Demands of some club soccer coaches test high school ethics

If Mario Ledezma had his way, he would have become invisible at the conclusion of a tension-filled City Section semifinal soccer playoff game on the last day of February.

Ledezma, a standout junior forward at Woodland Hills El Camino Real, didn’t want his name mentioned in any newspaper story because he had defied his club coach’s order not to play high school soccer.

After El Camino Real prevailed over Woodland Hills Taft, with Ledezma scoring one of his team’s four goals during the penalty-kick period, school officials pleaded to keep Ledezma’s name absent from any game report.

Looking scared and fearing the consequences of being exposed, Ledezma ran from a reporter seeking comment.


It was one of many ethical quandaries that developed during the strangest of soccer seasons, when dozens of top Southland players were forced to choose between playing for their high schools or for their club teams in a developmental program known as the academy league, created by U.S. Soccer Federation to groom promising young talent for international competition.

Coach David Hussey, who has won three City titles in 15 years at El Camino Real, faced his own ethical question: Should he put players who didn’t practice or play for his team during the regular season on the field for the playoffs?

Hussey did just that. He used three players who did not compete in a single regular-season game. Some coaches don’t agree with his decision.

“I’d rather lose,” said Sylmar boys’ basketball Coach Bort Escoto when asked a similar question. “It’s not fair to the other kids.”


Added Taft boys’ soccer Coach Matt Kodama: “The whole thing is very disturbing. I think it’s crossing an ethical line when you bring them in just for the playoffs.”

Under CIF rules, players are not allowed to compete simultaneously for their club and high school teams. As soon as they play in their first high school match, their eligibility clock starts, and they become ineligible when they play in their next club match.

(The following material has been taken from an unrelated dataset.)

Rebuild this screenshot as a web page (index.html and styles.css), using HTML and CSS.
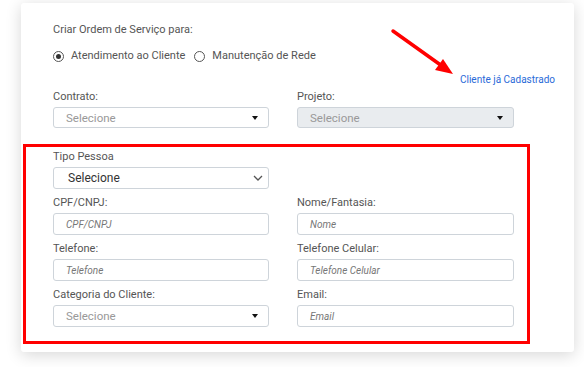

Hussey decided last winter that there would be a window of opportunity to use Ledezma and juniors Edgar Ramirez and Orr Barouch in the playoffs when they had a brief break from their club commitments.

But what would be the reaction of the El Camino Real players who showed up to practice every day, helped the team reach the playoffs, then suddenly lost playing time?

“Some people got mad,” freshman Emanuel Munguia said.

Hussey countered: “It doesn’t make sense for a lot of people, but the issue is that these kids had played with the team for two years.

“In ninth and 10th grade, they had been at every practice and every game. This year, they were given the opportunity to play in a developmental league, which supposedly exposes them to college and national team coaches. They had to make a decision. My decision was to allow them to make a decision.”

The playoffs came, and in the second round, Ledezma was put on the field but not as a starter. By the semifinals, Ramirez and Barouch had joined him but not as starters.


When El Camino Real made it to the City championship game on March 1, Ledezma faced another issue: He had a club game the same day. He decided he had better keep his club commitment.

Ramirez and Barouch, however, chose to play for the Conquistadores, accepting the consequences as their club coach had also told them not to play for their high school.

El Camino Real lost to Wilmington Banning, 2-1, in the final.

Subsequently, Ramirez and Barouch were removed from their club team for violating team rules. They decided to join another club team that was not part of the restrictive academy program.

Ledezma apparently avoided any punishment -- other than missing his chance to play in the City Championship game. His club coach said this week he was unaware Ledezma had played high school soccer this season.

All these problems resulted from the U.S. Soccer Federation running its developmental program in the middle of California’s high school soccer season, and affiliated club coaches deciding as a group to bar their players from joining their high school soccer teams, despite U.S. Soccer supposedly encouraging participants to play high school soccer.

“My only criticism is in California, they took away high school soccer,” Hussey said. “This first year was a learning experience. If the second year they still think the development league is more important than high school, there’s a problem.

“I won’t declare war because you don’t want to make any enemies and we don’t know how long the academies are going to last. We’re losing the battle right now, but these kids and their families are making the decisions, and if the rules say if you play in the academy, you can’t play high school, I don’t have a problem telling my kids, ‘These are the rules.’ ”


As a result of Hussey’s actions, the City soccer rules advisory committee might need to require players to participate in a minimum number of league games if they want to participate in the playoffs, similar to section rules for tennis, swimming and golf.

What’s clear is that this soccer season was sabotaged by the demands of some club coaches, resulting in recrimination, anger and second-guessing.

That’s no way to develop the next generation of top soccer players.